Голубые губы сошлись в линию, глаза на миг закрылись.

– Это выбор, Карим. Его не объясняют словами. Ты молод, тебе предстоит изведать выбор тогда, когда груз чужой жизни становится тяжелее собственной смерти…

Карим двадцать лет носил в чреве сущность, субстанцию, оставшуюся от непонятых им слов Пира. А теперь он понял. Мозгом, телом и существом. И улыбка Пира аль-Хуссейни оказалась равна улыбке бывшего учителя французского. Карим еще не готов был к выбору, но уже догадывался, что выбора делать и не придется, он осуществится незаметно, сам собой. Развяжется, как узелок на поясе халата, охватывающем исхудавшее тело странника.
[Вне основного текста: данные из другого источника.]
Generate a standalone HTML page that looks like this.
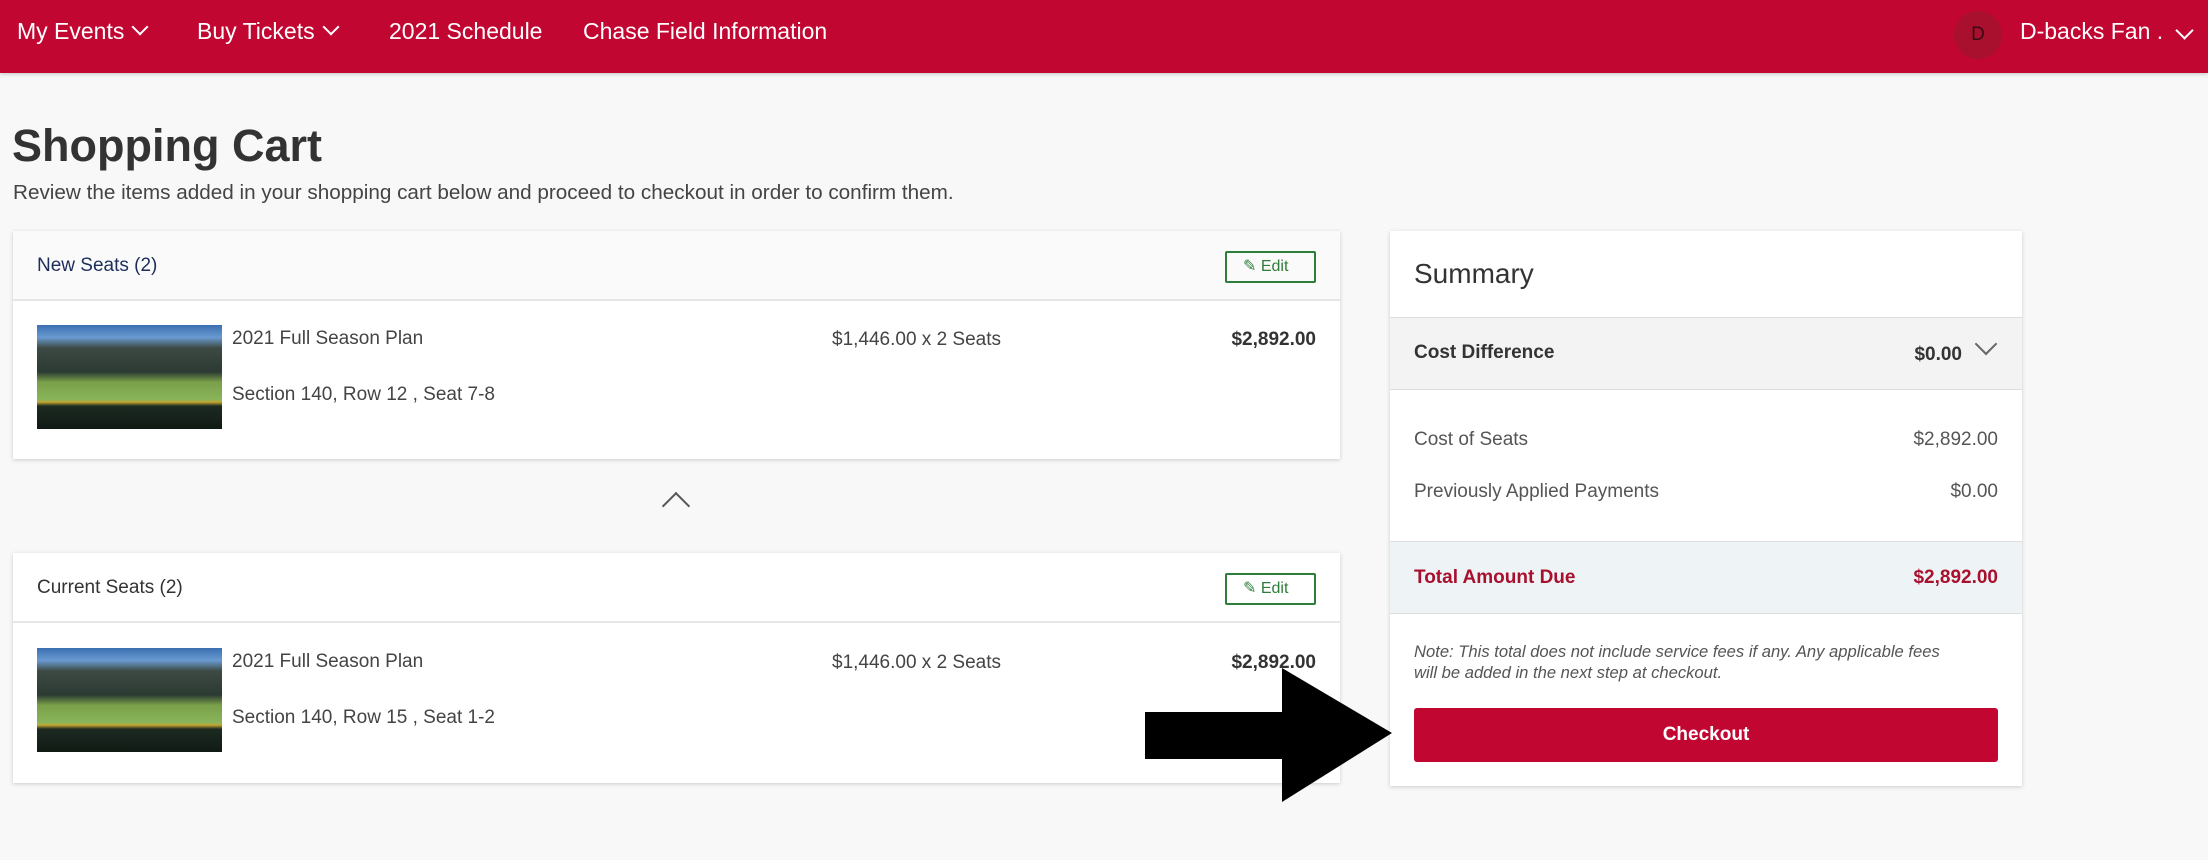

Полковник Карим не поехал с маршалом Фахимом в Душанбе, не ответил на приглашение генерала Атты присоединиться к посольству, направленному в Дели. Отказался сопровождать хозяина Герата, Исмаил Хана, в Тегеран. Он мысленно очертил жестким черным грифелем глубокий контур, воткнув иглу циркуля в свое сердце. Учителю уже дан ответ, который еще только ищет русский полковник Миронов, в силу обстоятельств не потерявший опоры на человека и его врага. Если свобода безгранична, как время после смерти, то смысл открывается гранью, предназначенной только тебе одному. Смысл – именной, факсимильный, как сказал бы русский. Смысл, никак не увязанный с целью. Печатка на перстне.
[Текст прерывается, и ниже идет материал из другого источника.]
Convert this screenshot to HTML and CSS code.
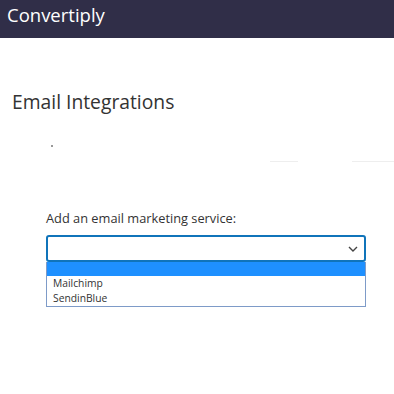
FILE: index.html
```html
<!DOCTYPE html>
<html lang="en">
<head>
  <meta charset="UTF-8" />
  <meta name="viewport" content="width=device-width, initial-scale=1.0"/>
  <title>Convertiply | Email Integrations</title>
  <link rel="stylesheet" href="styles.css">
</head>
<body>
  <header class="topbar">
    <span class="brand">Convertiply</span>
  </header>

  <main class="page">
    <h1 class="title">Email Integrations</h1>

    <div class="faint">
      <span class="dot"></span>
      <span class="line line-a"></span>
      <span class="line line-b"></span>
    </div>

    <section class="field">
      <label class="label">Add an email marketing service:</label>
      <div class="select">
        <span class="value"></span>
        <svg class="chevron" width="10" height="6" viewBox="0 0 10 6">
          <path d="M1 1 L5 5 L9 1" fill="none" stroke="#444" stroke-width="1.4"/>
        </svg>
      </div>
      <ul class="options">
        <li class="option selected">&nbsp;</li>
        <li class="option">Mailchimp</li>
        <li class="option">SendinBlue</li>
      </ul>
    </section>
  </main>
</body>
</html>
```

FILE: styles.css
```css
* {
  margin: 0;
  padding: 0;
  box-sizing: border-box;
}

body {
  background: #fff;
  color: #333;
  font-family: 'Open Sans', 'Noto Sans', sans-serif;
}

.topbar {
  height: 38px;
  background: #302e48;
  padding: 3px 0 0 7px;
}

.brand {
  color: #fff;
  font-size: 18.5px;
  line-height: 24px;
}

.page {
  padding: 50px 0 0 12px;
}

.title {
  font-size: 19.3px;
  font-weight: 400;
  line-height: 28px;
  color: #333;
}

.faint {
  position: relative;
  height: 93px;
}

.dot {
  position: absolute;
  left: 39px;
  top: 29px;
  width: 2px;
  height: 2px;
  background: #999;
}

.line {
  position: absolute;
  top: 45px;
  height: 1px;
  background: #eee;
}

.line-a {
  left: 258px;
  width: 28px;
}

.line-b {
  left: 340px;
  width: 42px;
}

.field {
  width: 320px;
  margin-left: 34px;
}

.label {
  display: block;
  font-size: 12.8px;
  line-height: 18px;
  color: #333;
  margin-bottom: 8px;
}

.select {
  height: 27px;
  border: 2px solid #1074ba;
  border-radius: 3px;
  display: flex;
  align-items: center;
  justify-content: flex-end;
  padding-right: 6px;
}

.options {
  list-style: none;
  border: 1px solid #7e9bc8;
  border-top: none;
}

.option {
  font-size: 10.3px;
  line-height: 15px;
  padding-left: 6px;
  color: #333;
}

.option.selected {
  background: #1e90ff;
  line-height: 14px;
}
```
Когда из Душанбе пришла весть, что врачам не удалось спасти Ахмадшаха Масуда, полковник Курой сел на землю, сгреб ее, старую, как прах, в ладонь и крикнул в ее ухо так, чтобы услышали его зов истлевшие телом предки. Крикнул, и птицы встрепенулись и закружили в черной воронке ночи. А потом он спросил себя, за что он воюет. За этот пепел?

– Ничто так не упрощает путь, как враг за перевалом. Ничто не искушает простым смыслом так, как знамя войны в руках, – однажды сказал ему Масуд, двадцать лет сам державший это знамя и дававший Кариму формулу смысла. И все-таки… Не земля. Не свобода. Не вера. Не ненависть. Не они сделали и Карима человеком войны. А что? Он не знал. Еще не знал. Он выполнил первую часть задачи, он нашел Человека, о которого мир упирается одной ступней… Теперь предстоит решить вторую часть задачи: восстановить равновесие, убить врага. Но сперва – его найти. Вот это и можно принять в качестве цели новой жизни – войны.